To me, they can't make the best PvX game if they fail at either PvP or PvE.
It's true they can fuck anything up.
However, keep in mind that even after a number of people left, there is still a large number of ex-EQ2 staff working at Intrepid.
In fact, based on what I can see, there are more ex-EQ2 developers there than there are developers that have worked on any primarily PvP game.
They have the ability to get PvE right more than they have the ability to get PvP right - it is just a matter of where they direct their efforts.
I definitely shouldn't need to install a third party add-on to play. I dislike being told that I need a bunch of add-ons to participate in raids. It was nice to read in the wiki that Steven is against such things.
The easy way around this is to not show the meter during combat - have it as a UI element that players can pull up after the fact if they wish, to go over the days (or weeks, or months) content. If they added in my suggestion from about 80 pages back, this could just be a tab in the guild window.
This is a point I have been trying to get across to many PvP focused players over the years.
In order for Ashes to have the best PvP game it can have, it needs to have the best PvE it can have. This gives PvP players both more people to PvP with, and in the context of Ashes, more and better loot to fight over.
The thing some people don't get is that in order for this to work, that PvE content needs aspects that in isolation may seem anti-PvP.
An example of this is instanced content. You can't PvP people in an instance, therefore the point of instances must be to prevent PvP.
The thing is, that isn't the point. The point of instanced content is so that everyone has some content. No one wants to stay in a game, attempting to raid, if all the content is open world and other guilds are killing it all. Instanced content keeps the people that are missing out on open world bosses interested in the game - meaning they are more targets for PvP players than if they were playing a different game. It also allows that guild to remain somewhat competitive with the guild that IS killing that open world content, even if they are still a bit behind.
This keeps players in the game, it keeps opportunities for PvP live, it adds more gear that PvP'ers will want to fight over. It is an all round good thing for PvP'ers - yet literally all of them turn their nose up at the prospect of the game having some instanced raid content.

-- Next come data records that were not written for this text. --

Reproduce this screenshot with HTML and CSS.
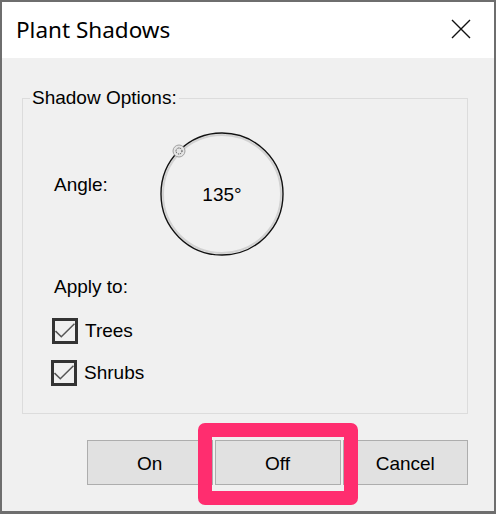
FILE: index.html
```html
<!DOCTYPE html>
<html lang="en">
<head>
    <meta charset="UTF-8">
    <title>Plant Shadows</title>
    <link rel="stylesheet" href="styles.css">
</head>
<body>

<div class="dialog">
    <div class="titlebar">
        <span class="title">Plant Shadows</span>
        <svg class="close" width="20" height="20" viewBox="0 0 20 20">
            <path d="M1 1 L19 19 M19 1 L1 19" stroke="#111" stroke-width="1.4" fill="none"/>
        </svg>
    </div>

    <div class="content">
        <fieldset class="group">
            <legend>Shadow Options:</legend>

            <div class="group-body">
                <div class="angle-row">
                    <span class="angle-label">Angle:</span>
                    <svg class="dial" width="124" height="124" viewBox="0 0 124 124">
                        <circle cx="62" cy="62" r="59" fill="none" stroke="#d2d2d2" stroke-width="2"/>
                        <circle cx="62" cy="62" r="61" fill="none" stroke="#111" stroke-width="1.4"/>
                        <circle cx="19" cy="19" r="6" fill="#e4e4e4" stroke="#a0a0a0" stroke-width="1"/>
                        <circle cx="19" cy="19" r="3" fill="none" stroke="#222" stroke-width="1" stroke-dasharray="1 1.2"/>
                        <text x="62" y="69" text-anchor="middle" class="dial-value">135°</text>
                    </svg>
                </div>

                <div class="apply-label">Apply to:</div>

                <label class="check">
                    <span class="box">
                        <svg width="20" height="20" viewBox="0 0 20 20">
                            <path d="M0.5 10 L6.3 15.7 L19.5 2.7" stroke="#555" stroke-width="1.6" fill="none"/>
                        </svg>
                    </span>
                    Trees
                </label>
                <label class="check">
                    <span class="box">
                        <svg width="20" height="20" viewBox="0 0 20 20">
                            <path d="M0.5 10 L6.3 15.7 L19.5 2.7" stroke="#555" stroke-width="1.6" fill="none"/>
                        </svg>
                    </span>
                    Shrubs
                </label>
            </div>
        </fieldset>

        <div class="buttons">
            <button class="btn">On</button>
            <span class="highlight"><button class="btn">Off</button></span>
            <button class="btn">Cancel</button>
        </div>
    </div>
</div>

</body>
</html>
```

FILE: styles.css
```css
body {
    margin: 0;
    background: #6e6e6e;
    font-family: "Liberation Sans", Arial, sans-serif;
    font-size: 19px;
    color: #000;
}
.dialog {
    margin: 2px;
    width: 492px;
    height: 509px;
    background: #f0f0f0;
}
.titlebar {
    height: 56px;
    background: #fff;
    display: flex;
    align-items: center;
    padding: 0 23px 0 14px;
}
.title {
    flex: 1;
    font-family: "Noto Sans", sans-serif;
    font-size: 22.5px;
    color: #000;
    margin-top: -1px;
}
.close {
    display: block;
    margin-top: -2px;
}
.content {
    padding: 0 26px 0 20px;
}
.group {
    margin: 29px 0 0 0;
    padding: 0;
    border: 1px solid #dcdcdc;
    min-width: 0;
}
.group legend {
    padding: 0 2px;
    margin-left: 7px;
    line-height: 22px;
}
.group-body {
    padding: 23px 0 27px 31px;
}
.angle-row {
    display: flex;
    align-items: flex-start;
}
.angle-label {
    width: 106px;
    margin-top: 42px;
    line-height: 22px;
}
.dial {
    display: block;
}
.dial-value {
    font-family: "Liberation Sans", Arial, sans-serif;
    font-size: 19px;
}
.apply-label {
    margin-top: 20px;
    line-height: 22px;
}
.check {
    display: flex;
    align-items: center;
    gap: 7px;
    margin-top: 20px;
    margin-left: -2px;
    line-height: 22px;
}
.check + .check {
    margin-top: 16px;
    margin-left: -3px;
}
.box {
    width: 20px;
    height: 20px;
    border: 3px solid #333;
    display: block;
}
.box svg {
    display: block;
}
.buttons {
    display: flex;
    gap: 2px;
    margin-top: 26px;
    padding-left: 65px;
}
.btn {
    width: 126px;
    height: 45px;
    background: #e1e1e1;
    border: 1px solid #adadad;
    font-family: "Liberation Sans", Arial, sans-serif;
    font-size: 19px;
    color: #000;
    padding: 2px 0 0;
    display: block;
}
.highlight {
    position: relative;
    display: block;
}
.highlight::after {
    content: "";
    position: absolute;
    top: -17px;
    left: -17px;
    right: -17px;
    bottom: -20px;
    border: 14px solid #ff2d6f;
    border-radius: 7px;
}
```
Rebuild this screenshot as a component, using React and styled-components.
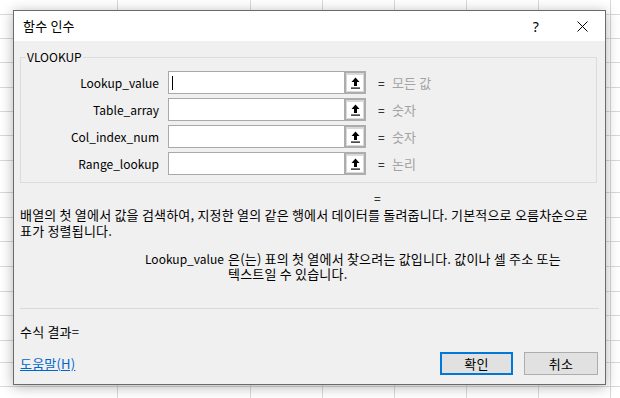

All they seem to think about is how they want to interrupt the raid during a fight, they are more interested in that one fun time (and it will only happen once) than in the game being healthy and long lived.
It's more about the economy and the difference in risk.
Only one group can get the resources from an open world spawn. With instances, all groups get rewarded. This destroys the friction created by limited resources.
There is also less risk. Since you have less of a risk of death in an instance, there is less reason to farm anything in the open word which also destroys any reason to fight over anything in the open world.
Instances have their place but their rewards can't overshadow the rewards from the world or it throws off the risk/reward balance and incentive to care about the world.
As i side note, i like how you say we "turn our nose up" at instanced content like we don't raid in other games. How dare we want something different.
Hell, have a difficult solo instance that rewards you the item that you then need to use in order to enter the boss room. I'd assume all the PvErs would at least enjoy the extra content. And all the "true pro top lvl" PvXers can really prove their skill by being good at both pve and pvp.
You'd still have pvp around the bosses against other guilds that are trying to kill it, but the pve content itself could be completely separated from pvp. Though I guess the pve parts of those guilds would probably just stand around w/o flagging up, so that kinda kills the whole idea. You could maaaybe add some "the door requires both blood and *the item*"-type thing, so that you'd have to fight in that location and then you'd be able to use the pve-acquired items to enter the boss instance.
Either way, I think there's ways that can combine both sides to truly make the game pvx. Having instances give you good gear would usually just lead to people grinding those instances until you get all the gear you can get out of them. And if the only way to get BiS, after that, is only through open world means, then I'd assume pvers will feel fucked over because they'd now have to pvp to progress further.
Though I'm also used to people just farming both, people and mobs, so I might be really wrong with the assumption that "pvpers" would grind instances and that "pvers" wouldn't want to pvp to progress.
The problem is, that audience doesn't really exist any more.
L2 players were - generally speaking - new to the MMO genre. They would have taken what ever the game had to offer and enjoyed it, because they had nothing to compare it to - and in many cases, no alternative, comparable games to play.
Neither of these things is the case any more. When people pick up an MMO, it will instantly be compared to all other MMO's.
Again though, your suggestion here is fine for some content - it does not work for all content.
You are only taking in to account the functionality of instancing that removes other players from the situation - you are not taking in to account the functionality of it that gives each guild some content to participate in.
Let's make a bunch of assumptions. If we are to assume that the game is to offer 20 hours of raid content a week to players, we are to assume that as low as 10% of players will go after this raid content, and assume that 50,000 accounts will be active per server, and guilds will limit themselves to an average of 50 players each. Then we assume that all raid content is non-instanced (as in, there is only one version of it at a time).
This means the game needs to offer up 2,000 hours of open world raid content in total. That is unreasonable.
Even if you take a single encounter that takes perhaps an hour all up to kill, and you make it just respawn so that this one encounter can take up time from multiple guilds. You then have the issue of it not being anything to fight about (why fight over something that just respawns basically instantly?), but even then due to Intrepid being keep on keeping content to a prime time window per server, it is still only "servicing" perhaps 4 or 5 guilds a day.
This is the thing. There NEEDS to be content to fight over, but in order to be worth fighting over, that content needs to be rare. In terms of raid content, that means basically spawning weekly, at the most.
However, this isn't going to support a raid game, and so simply can not be the only type of raid content.
Without something to go after 3 or 4 nights a week, with a reasonable chance of either success or progress, raiding is not sustainable in any game. If all of those 100 potential guilds are going after only a handful of encounters, that is simply not sustainable. Even if only 10 guilds are going after it, that is not sustainable.